Many see these letters and think, what are they?
Others confuse the two, and think HSA and FSA are the same type of account.
Health savings plans and flexible spending accounts become accessible to you based on what kind of health coverage plan you sign up for, but both let you tuck away pretax dollars for future qualified medical costs. Using one or both of these accounts can mean big tax savings that you may not be aware of.
However, HSAs and FSAs have distinct differences as well as advantages. Here are the ins and outs of each.
Health Savings Account – Created in 2003, your contributions are made pretax, money in the account grows tax-deferred, and distributions for HSA qualified health-care expenses are tax-free.
Flexible Spending Account – Been around since the 70’s, your contributions are made pretax and distributions for FSA qualified health-care expenses are tax-free.

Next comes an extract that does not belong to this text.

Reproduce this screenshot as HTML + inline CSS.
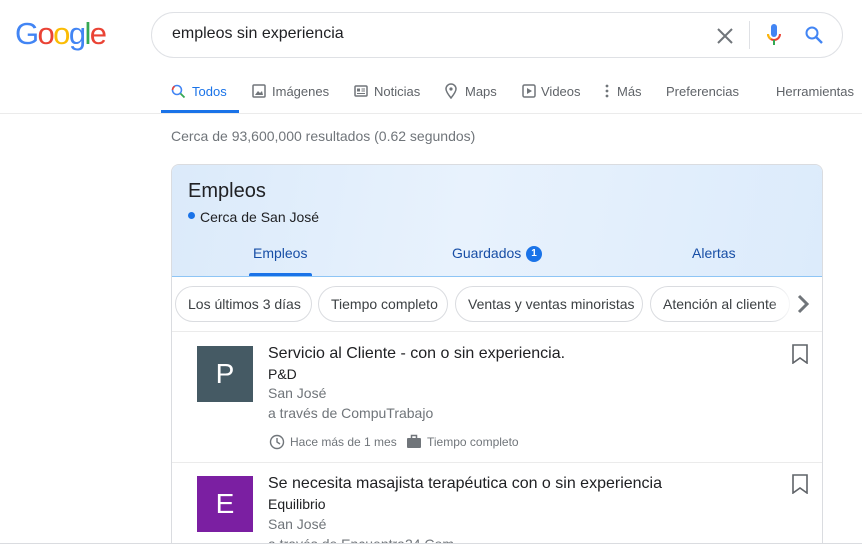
<!DOCTYPE html>
<html style="overflow:hidden;width:862px;height:548px"><head><meta charset="utf-8"><style>
*{margin:0;padding:0;box-sizing:border-box}
body{width:862px;height:548px;overflow:hidden;background:#fff;font-family:"Liberation Sans",Arial,sans-serif;position:relative;color:#202124}
.a{position:absolute;white-space:nowrap}
.chip{position:absolute;top:286px;height:36px;border:1px solid #dadce0;border-radius:18px;font-size:14px;line-height:34px;padding:0 12px;color:#3c4043;background:#fff;white-space:nowrap}
.nav{font-size:13px;color:#5f6368;top:84px}
</style></head><body>
<div class="a" style="left:15px;top:16px;font-size:31px;letter-spacing:-1.6px;"><span style="color:#4285f4">G</span><span style="color:#ea4335">o</span><span style="color:#fbbc05">o</span><span style="color:#4285f4">g</span><span style="color:#34a853">l</span><span style="color:#ea4335">e</span></div>
<div class="a" style="left:151px;top:12px;width:692px;height:46px;border:1px solid #dfe1e5;border-radius:23px"></div>
<div class="a" style="left:172px;top:25px;font-size:16px;color:#202124">empleos sin experiencia</div>
<svg class="a" style="left:715px;top:26px" width="20" height="20" viewBox="0 0 20 20"><path d="M3 3L17 17M17 3L3 17" stroke="#70757a" stroke-width="2"/></svg>
<div class="a" style="left:749px;top:21px;width:1px;height:28px;background:#dfe1e5"></div>
<svg class="a" style="left:765px;top:23px" width="18" height="24" viewBox="0 0 18 24"><rect x="6" y="1" width="6" height="13" rx="3" fill="#4285f4"/><path d="M3 11a6 6 0 0 0 12 0" stroke="#ea4335" stroke-width="2" fill="none"/><path d="M3 11a6 6 0 0 0 3 5" stroke="#fbbc05" stroke-width="2" fill="none"/><rect x="8" y="17" width="2" height="5" fill="#34a853"/></svg>
<svg class="a" style="left:804px;top:25px" width="20" height="20" viewBox="0 0 20 20"><circle cx="8" cy="8" r="5.5" stroke="#4285f4" stroke-width="2" fill="none"/><path d="M12 12l6 6" stroke="#4285f4" stroke-width="2.4"/></svg>

<svg class="a" style="left:171px;top:84px" width="15" height="15" viewBox="0 0 15 15"><circle cx="6" cy="6" r="4.5" stroke="#4285f4" stroke-width="1.6" fill="none"/><path d="M1.6 6a4.5 4.5 0 0 1 2-3.7" stroke="#ea4335" stroke-width="1.6" fill="none"/><path d="M9.5 9.5l4 4" stroke="#34a853" stroke-width="1.8"/></svg>
<div class="a nav" style="left:192px;color:#1a73e8">Todos</div>
<div class="a" style="left:161px;top:110px;width:78px;height:3px;background:#1a73e8"></div>
<svg class="a" style="left:252px;top:84px" width="14" height="14" viewBox="0 0 14 14"><rect x="1" y="1" width="12" height="12" rx="1" stroke="#70757a" stroke-width="1.5" fill="none"/><path d="M3 11l3-4 2 2 2-2 1 4z" fill="#70757a"/></svg>
<div class="a nav" style="left:272px">Imágenes</div>
<svg class="a" style="left:354px;top:85px" width="14" height="12" viewBox="0 0 14 12"><rect x="1" y="1" width="12" height="10" rx="1" stroke="#70757a" stroke-width="1.5" fill="none"/><rect x="3" y="3.5" width="3" height="3" fill="#70757a"/><path d="M7.5 4h3.5M7.5 6h3.5M3 8.5h8" stroke="#70757a"/></svg>
<div class="a nav" style="left:374px">Noticias</div>
<svg class="a" style="left:445px;top:83px" width="12" height="16" viewBox="0 0 12 16"><path d="M6 15C2 10 1 8 1 6a5 5 0 0 1 10 0c0 2-1 4-5 9z" stroke="#70757a" stroke-width="1.5" fill="none"/><circle cx="6" cy="6" r="1.6" fill="#70757a"/></svg>
<div class="a nav" style="left:465px">Maps</div>
<svg class="a" style="left:522px;top:84px" width="14" height="14" viewBox="0 0 14 14"><rect x="1" y="1" width="12" height="12" rx="1.5" stroke="#70757a" stroke-width="1.5" fill="none"/><path d="M5 4v6l5-3z" fill="#70757a"/></svg>
<div class="a nav" style="left:541px">Videos</div>
<svg class="a" style="left:605px;top:84px" width="4" height="14" viewBox="0 0 4 14"><circle cx="2" cy="2" r="1.4" fill="#70757a"/><circle cx="2" cy="7" r="1.4" fill="#70757a"/><circle cx="2" cy="12" r="1.4" fill="#70757a"/></svg>
<div class="a nav" style="left:617px">Más</div>
<div class="a nav" style="left:666px">Preferencias</div>
<div class="a nav" style="left:776px">Herramientas</div>
<div class="a" style="left:0;top:113px;width:862px;height:1px;background:#ebebeb"></div>

<div class="a" style="left:171px;top:128px;font-size:14px;color:#70757a">Cerca de 93,600,000 resultados (0.62 segundos)</div>

<div class="a" style="left:171px;top:164px;width:652px;height:400px;border:1px solid #dadce0;border-radius:8px;overflow:hidden">
 <div style="position:absolute;left:0;top:0;width:100%;height:112px;background:linear-gradient(100deg,#dbeafa 0%,#e8f2fd 45%,#dcebfb 100%);border-bottom:1px solid #8ec5f5"></div>
</div>
<div class="a" style="left:188px;top:180px;font-size:20px;color:#202124">Empleos</div>
<div class="a" style="left:188px;top:212px;width:7px;height:7px;border-radius:50%;background:#1a73e8"></div>
<div class="a" style="left:200px;top:209px;font-size:14px;color:#202124">Cerca de San José</div>
<div class="a" style="left:253px;top:245px;font-size:14px;color:#174ea6">Empleos</div>
<div class="a" style="left:249px;top:273px;width:63px;height:3px;background:#1a73e8;border-radius:2px 2px 0 0"></div>
<div class="a" style="left:452px;top:245px;font-size:14px;color:#174ea6">Guardados</div>
<div class="a" style="left:526px;top:246px;width:16px;height:16px;border-radius:50%;background:#1a73e8;color:#fff;font-size:10px;font-weight:bold;text-align:center;line-height:16px">1</div>
<div class="a" style="left:692px;top:245px;font-size:14px;color:#174ea6">Alertas</div>

<div class="chip" style="left:175px;width:137px">Los últimos 3 días</div>
<div class="chip" style="left:318px;width:130px">Tiempo completo</div>
<div class="chip" style="left:455px;width:188px">Ventas y ventas minoristas</div>
<div class="chip" style="left:650px;width:140px;overflow:hidden">Atención al cliente</div>
<div class="a" style="left:770px;top:286px;width:52px;height:36px;background:linear-gradient(90deg,rgba(255,255,255,0),#fff 50%)"></div>
<svg class="a" style="left:796px;top:293px" width="14" height="22" viewBox="0 0 14 22"><path d="M3 3l8 8-8 8" stroke="#70757a" stroke-width="3" fill="none"/></svg>
<div class="a" style="left:172px;top:331px;width:650px;height:1px;background:#ebebeb"></div>

<div class="a" style="left:197px;top:346px;width:56px;height:56px;background:#455a64;color:#fff;font-size:28px;text-align:center;line-height:56px">P</div>
<div class="a" style="left:268px;top:345px;font-size:16px;color:#202124">Servicio al Cliente - con o sin experiencia.</div>
<div class="a" style="left:268px;top:366px;font-size:14px;color:#202124">P&amp;D</div>
<div class="a" style="left:268px;top:385px;font-size:14px;color:#70757a">San José</div>
<div class="a" style="left:268px;top:405px;font-size:14px;color:#70757a">a través de CompuTrabajo</div>
<svg class="a" style="left:269px;top:434px" width="16" height="16" viewBox="0 0 16 16"><circle cx="8" cy="8" r="6.5" stroke="#70757a" stroke-width="1.4" fill="none"/><path d="M8 4v4l3 2" stroke="#70757a" stroke-width="1.4" fill="none"/></svg>
<div class="a" style="left:290px;top:435px;font-size:12px;color:#70757a">Hace más de 1 mes</div>
<svg class="a" style="left:406px;top:433px" width="16" height="16" viewBox="0 0 16 16"><rect x="1" y="5" width="14" height="10" rx="1" fill="#70757a"/><path d="M5.5 5V2.5h5V5" stroke="#70757a" stroke-width="1.5" fill="none"/></svg>
<div class="a" style="left:427px;top:435px;font-size:12px;color:#70757a">Tiempo completo</div>
<svg class="a" style="left:791px;top:344px" width="18" height="20" viewBox="0 0 18 20"><path d="M2 1h14v18l-7-5-7 5z" stroke="#5f6368" stroke-width="1.6" fill="none"/></svg>
<div class="a" style="left:172px;top:462px;width:650px;height:1px;background:#ebebeb"></div>

<div class="a" style="left:197px;top:476px;width:56px;height:56px;background:#7b1fa2;color:#fff;font-size:28px;text-align:center;line-height:56px">E</div>
<div class="a" style="left:268px;top:475px;font-size:16px;color:#202124">Se necesita masajista terapéutica con o sin experiencia</div>
<div class="a" style="left:268px;top:496px;font-size:14px;color:#202124">Equilibrio</div>
<div class="a" style="left:268px;top:516px;font-size:14px;color:#70757a">San José</div>
<div class="a" style="left:268px;top:536px;font-size:14px;color:#70757a">a través de Encuentra24.Com</div>
<svg class="a" style="left:791px;top:474px" width="18" height="20" viewBox="0 0 18 20"><path d="M2 1h14v18l-7-5-7 5z" stroke="#5f6368" stroke-width="1.6" fill="none"/></svg>
<div class="a" style="left:0;top:543px;width:862px;height:5px;background:#fff;border-top:1px solid #dadce0"></div>
</body></html>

The Differences-HSA vs. FSA
|Need to be enrolled in a high deductible health plan.||No restrictions on type of health insurance.|
|Individually owned||Employer owned, nontransferable.|
|Unused amount can rollover from year to year.||Cannot rollover to another year. (Two exceptions, employer can offer one option or none; can use funds during extended grace period of 2.5 months or can rollover up to $500)|
|Can earn interest; invest in stocks, bonds, and securities.||Does not earn interest.|
|Can only be spent on healthcare.||Can be spent on healthcare or childcare.|
|Can only spend what is in account at given time.||Can spend more than you have in account as long as payroll deductions will make up for it by the end of the year.|
|Individual is responsible for identifying qualified medical expenses for tax reporting and documentation.||Employer is responsible for following IRA guidelines for distributions. Individual has to file reimbursement request to employer to be approved.|
|Contribution limits for 2015 are $3,350 for individuals and 6,650 for those with family coverage. An additional $1,000 can be contributed if over the age of 55.||Contribution limit for 2015 is $2,550 for individuals and 5,000 for dependent care FSAs.|
|If you do not need the money for medical expenses after age 65, it can be treated as a Medical IRA. You can spend it however you want, paying only regular income tax on distributions.||Individual decides how much they want contributed pretax to FSA account from payroll during open enrollment. This generally cannot be changed during a plan year.|
The two accounts sound similar but have important differences which give each their advantages. Discuss with your financial planner if you would qualify for either of these options and how they fit into your financial plan.